Aber muss das immer so sein? Können nicht auch mal aktive Politiker ... Können sie! Am morgigen Mittwoch wird das Bundeskabinett offenbar eine Bürokratie-Bremse beschließen, die dem „One in, one out“-Prinzip folgt. Das heißt: Wenn Unternehmen durch ein neues Gesetz belastet werden, muss ihnen ein anderes vom Hals geschafft werden. Ähnlich wie die Schuldenbremse ist das ein Versprechen, dass zumindest alles nicht noch schlimmer werden soll; besser wird die Lage deshalb aber noch lange nicht. Und: Diese Bremse soll erst am 1. Juli angezogen werden. Warum? Weil einige Minister vorher noch schnell die Welt retten wollen, und das braucht seine Zeit: Die Arche Noah, von Andrea Nahles begleitet, wäre wegen des langen Streits mit Noah um das Tageslicht in den Teeküchen und den Mindestlohn für Tierpfleger ganz sicher von der Sintflut weggeräumt worden.

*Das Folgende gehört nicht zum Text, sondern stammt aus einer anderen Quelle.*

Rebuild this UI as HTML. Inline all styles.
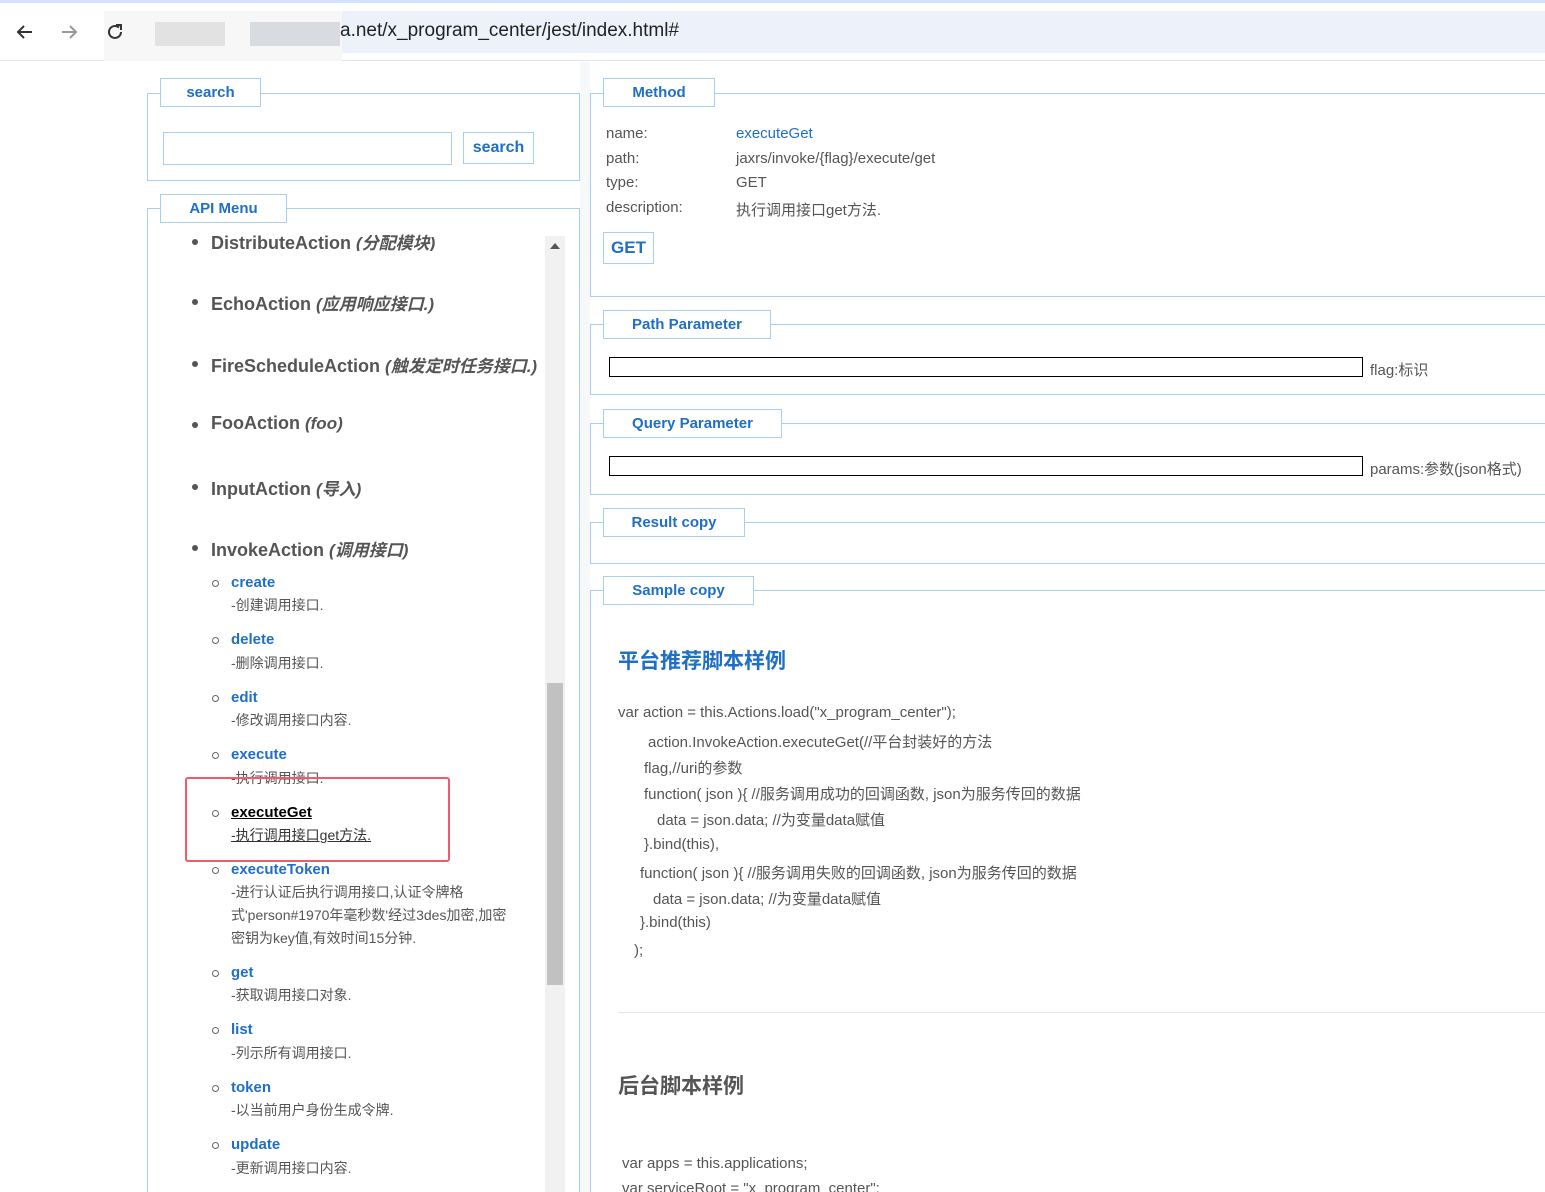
<!DOCTYPE html>
<html style="overflow:hidden;height:1192px"><head><meta charset="utf-8"><style>
*{margin:0;padding:0;box-sizing:border-box}
body{width:1545px;height:1192px;overflow:hidden;background:#fff;font-family:"Liberation Sans","Noto Sans CJK SC",sans-serif;color:#555;position:relative}
.a{position:absolute;white-space:nowrap}
.fs{position:absolute;border:1px solid #a8cff0}
.lg{position:absolute;border:1px solid #a8cff0;background:#fff;color:#1f6fc6;font-weight:bold;font-size:15px;text-align:center;line-height:27px}
.mi{position:absolute;left:211px;font-size:18px;font-weight:bold;color:#555}
.mi i{font-size:17px}
.dot{position:absolute;left:192px;width:6px;height:6px;border-radius:50%;background:#555}
.sd{position:absolute;left:212px;width:7px;height:7px;border-radius:50%;border:1px solid #666}
.sn{position:absolute;left:231px;font-size:15px;font-weight:bold;color:#1f6fc6}
.ds{position:absolute;left:231px;font-size:14px;color:#555;line-height:23px}
.c{position:absolute;font-size:15px;color:#555;white-space:nowrap}
</style></head><body>
<div class="a" style="left:0;top:0;width:1545px;height:3px;background:#d3e3fd"></div>
<div class="a" style="left:0;top:3px;width:1545px;height:58px;background:#fff;border-bottom:1px solid #e3e3e3"></div>
<div class="a" style="left:140px;top:11px;width:1405px;height:42px;background:#edf2fa;border-radius:21px 0 0 21px"></div>
<div class="a" style="left:104px;top:11px;width:238px;height:50px;background:#f7f7f7"></div>
<div class="a" style="left:155px;top:22px;width:70px;height:24px;background:#e2e2e2"></div>
<div class="a" style="left:250px;top:22px;width:90px;height:24px;background:#d8dbe0"></div>
<div class="a" style="left:340px;top:20px;font-size:19px;color:#222">a.net/x_program_center/jest/index.html#</div>
<svg class="a" style="left:14px;top:21px" width="22" height="22" viewBox="0 0 22 22"><path d="M18 11H4M10 5l-6 6 6 6" stroke="#333" stroke-width="2" fill="none"/></svg>
<svg class="a" style="left:58px;top:21px" width="22" height="22" viewBox="0 0 22 22"><path d="M4 11h14M12 5l6 6-6 6" stroke="#999" stroke-width="2" fill="none"/></svg>
<svg class="a" style="left:104px;top:21px" width="22" height="22" viewBox="0 0 22 22"><path d="M17 11a6 6 0 1 1-2-4.5" stroke="#333" stroke-width="2" fill="none"/><path d="M12 4h5v5" stroke="#333" stroke-width="2" fill="none"/></svg>

<div class="a" style="left:580px;top:62px;width:10px;height:1130px;background:#f7f8f9"></div>

<div class="fs" style="left:147px;top:93px;width:433px;height:88px"></div>
<div class="lg" style="left:160px;top:78px;width:101px;height:29px">search</div>
<div class="a" style="left:163px;top:132px;width:289px;height:33px;border:1px solid #a8cff0"></div>
<div class="lg" style="left:463px;top:132px;width:71px;height:32px;line-height:30px;font-size:16px">search</div>

<div class="fs" style="left:147px;top:208px;width:433px;height:990px"></div>
<div class="lg" style="left:160px;top:194px;width:127px;height:29px">API Menu</div>
<div class="a" style="left:545px;top:236px;width:20px;height:956px;background:#f1f1f1"></div>
<div class="a" style="left:547px;top:683px;width:16px;height:302px;background:#c1c1c1"></div>
<div class="a" style="left:550px;top:243px;width:0;height:0;border-left:5px solid transparent;border-right:5px solid transparent;border-bottom:6px solid #555"></div>
<div class="a" style="left:148px;top:224px;width:397px;height:27px;overflow:hidden">
 <div class="mi" style="left:63px;top:5px">DistributeAction <i>(分配模块)</i></div>
 <div class="dot" style="left:44px;top:15px"></div>
</div>
<div class="dot" style="top:299px"></div><div class="mi" style="top:290px">EchoAction <i>(应用响应接口.)</i></div>
<div class="dot" style="top:361px"></div><div class="mi" style="top:352px">FireScheduleAction <i>(触发定时任务接口.)</i></div>
<div class="dot" style="top:422px"></div><div class="mi" style="top:413px">FooAction <i>(foo)</i></div>
<div class="dot" style="top:484px"></div><div class="mi" style="top:475px">InputAction <i>(导入)</i></div>
<div class="dot" style="top:545px"></div><div class="mi" style="top:536px">InvokeAction <i>(调用接口)</i></div>

<div class="sd" style="top:580px"></div><div class="sn" style="top:574px">create</div><div class="ds" style="top:594px">-创建调用接口.</div>
<div class="sd" style="top:637px"></div><div class="sn" style="top:631px">delete</div><div class="ds" style="top:652px">-删除调用接口.</div>
<div class="sd" style="top:695px"></div><div class="sn" style="top:689px">edit</div><div class="ds" style="top:709px">-修改调用接口内容.</div>
<div class="sd" style="top:752px"></div><div class="sn" style="top:746px">execute</div><div class="ds" style="top:767px">-执行调用接口.</div>
<div class="sd" style="top:810px"></div><div class="sn" style="top:804px;color:#000;text-decoration:underline">executeGet</div><div class="ds" style="top:824px;color:#333;text-decoration:underline">-执行调用接口get方法.</div>
<div class="a" style="left:185px;top:777px;width:265px;height:85px;border:2px solid #f05a6a;border-radius:3px"></div>
<div class="sd" style="top:867px"></div><div class="sn" style="top:861px">executeToken</div><div class="ds" style="top:881px">-进行认证后执行调用接口,认证令牌格<br>式'person#1970年毫秒数'经过3des加密,加密<br>密钥为key值,有效时间15分钟.</div>
<div class="sd" style="top:970px"></div><div class="sn" style="top:964px">get</div><div class="ds" style="top:984px">-获取调用接口对象.</div>
<div class="sd" style="top:1027px"></div><div class="sn" style="top:1021px">list</div><div class="ds" style="top:1042px">-列示所有调用接口.</div>
<div class="sd" style="top:1085px"></div><div class="sn" style="top:1079px">token</div><div class="ds" style="top:1099px">-以当前用户身份生成令牌.</div>
<div class="sd" style="top:1142px"></div><div class="sn" style="top:1136px">update</div><div class="ds" style="top:1157px">-更新调用接口内容.</div>

<div class="fs" style="left:590px;top:93px;width:960px;height:204px"></div>
<div class="lg" style="left:603px;top:78px;width:112px;height:29px">Method</div>
<div class="c" style="left:606px;top:125px">name:</div><div class="c" style="left:736px;top:125px;color:#1f6fc6">executeGet</div>
<div class="c" style="left:606px;top:150px">path:</div><div class="c" style="left:736px;top:150px">jaxrs/invoke/{flag}/execute/get</div>
<div class="c" style="left:606px;top:174px">type:</div><div class="c" style="left:736px;top:174px">GET</div>
<div class="c" style="left:606px;top:199px">description:</div><div class="c" style="left:736px;top:199px">执行调用接口get方法.</div>
<div class="lg" style="left:603px;top:232px;width:51px;height:32px;line-height:30px;font-size:17px">GET</div>

<div class="fs" style="left:590px;top:324px;width:960px;height:71px"></div>
<div class="lg" style="left:603px;top:310px;width:168px;height:29px">Path Parameter</div>
<div class="a" style="left:609px;top:357px;width:754px;height:20px;border:1px solid #000"></div>
<div class="c" style="left:1370px;top:359px">flag:标识</div>

<div class="fs" style="left:590px;top:423px;width:960px;height:72px"></div>
<div class="lg" style="left:603px;top:409px;width:179px;height:29px">Query Parameter</div>
<div class="a" style="left:609px;top:456px;width:754px;height:20px;border:1px solid #000"></div>
<div class="c" style="left:1370px;top:458px">params:参数(json格式)</div>

<div class="fs" style="left:590px;top:522px;width:960px;height:42px"></div>
<div class="lg" style="left:603px;top:508px;width:142px;height:29px">Result copy</div>

<div class="fs" style="left:590px;top:590px;width:960px;height:610px"></div>
<div class="lg" style="left:603px;top:576px;width:151px;height:29px">Sample copy</div>

<div class="a" style="left:618px;top:645px;font-size:21px;font-weight:bold;color:#1f6fc6">平台推荐脚本样例</div>
<div class="c" style="left:618px;top:704px">var action = this.Actions.load("x_program_center");</div>
<div class="c" style="left:648px;top:731px">action.InvokeAction.executeGet(//平台封装好的方法</div>
<div class="c" style="left:644px;top:757px">flag,//uri的参数</div>
<div class="c" style="left:644px;top:783px">function( json ){ //服务调用成功的回调函数, json为服务传回的数据</div>
<div class="c" style="left:657px;top:809px">data = json.data; //为变量data赋值</div>
<div class="c" style="left:644px;top:836px">}.bind(this),</div>
<div class="c" style="left:640px;top:862px">function( json ){ //服务调用失败的回调函数, json为服务传回的数据</div>
<div class="c" style="left:653px;top:888px">data = json.data; //为变量data赋值</div>
<div class="c" style="left:640px;top:914px">}.bind(this)</div>
<div class="c" style="left:634px;top:942px">);</div>
<div class="a" style="left:618px;top:1012px;width:927px;height:1px;background:#e5e5e5"></div>
<div class="a" style="left:618px;top:1070px;font-size:21px;font-weight:bold;color:#555">后台脚本样例</div>
<div class="c" style="left:622px;top:1155px">var apps = this.applications;</div>
<div class="c" style="left:622px;top:1180px">var serviceRoot = "x_program_center";</div>
</body></html>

So wird man nun auch diesmal ganz sicher davon ausgehen können, dass jedes Gesetz, das neue Bürokratie hinter sich herzieht, pünktlich zum 1. Juli unter Dach und Fach ist. Das bedeutet: Zu den schon vorhandenen 17200 Einzelregelungen für Bürger und Wirtschaft kommen erst noch ein paar Dutzend hinzu, bevor dann im Sommer „one in, one out“ in Kraft tritt. Vielleicht, wer weiß, gibt es in den Ministerien auch ein paar ganz hartgesottene Profis, die rasch noch ein paar restlos überflüssige, besonders dämliche Gesetze einbringen, damit sie später was zum Streichen herschenken können?

Ach, da ist noch was: Wenn ein neues Gesetz von der EU-Rechtslage erzwungen wird, gilt die Bürokratie-Bremse sowieso nicht. Wo sind Stoiber und Steinbrück, wenn man sie wirklich braucht?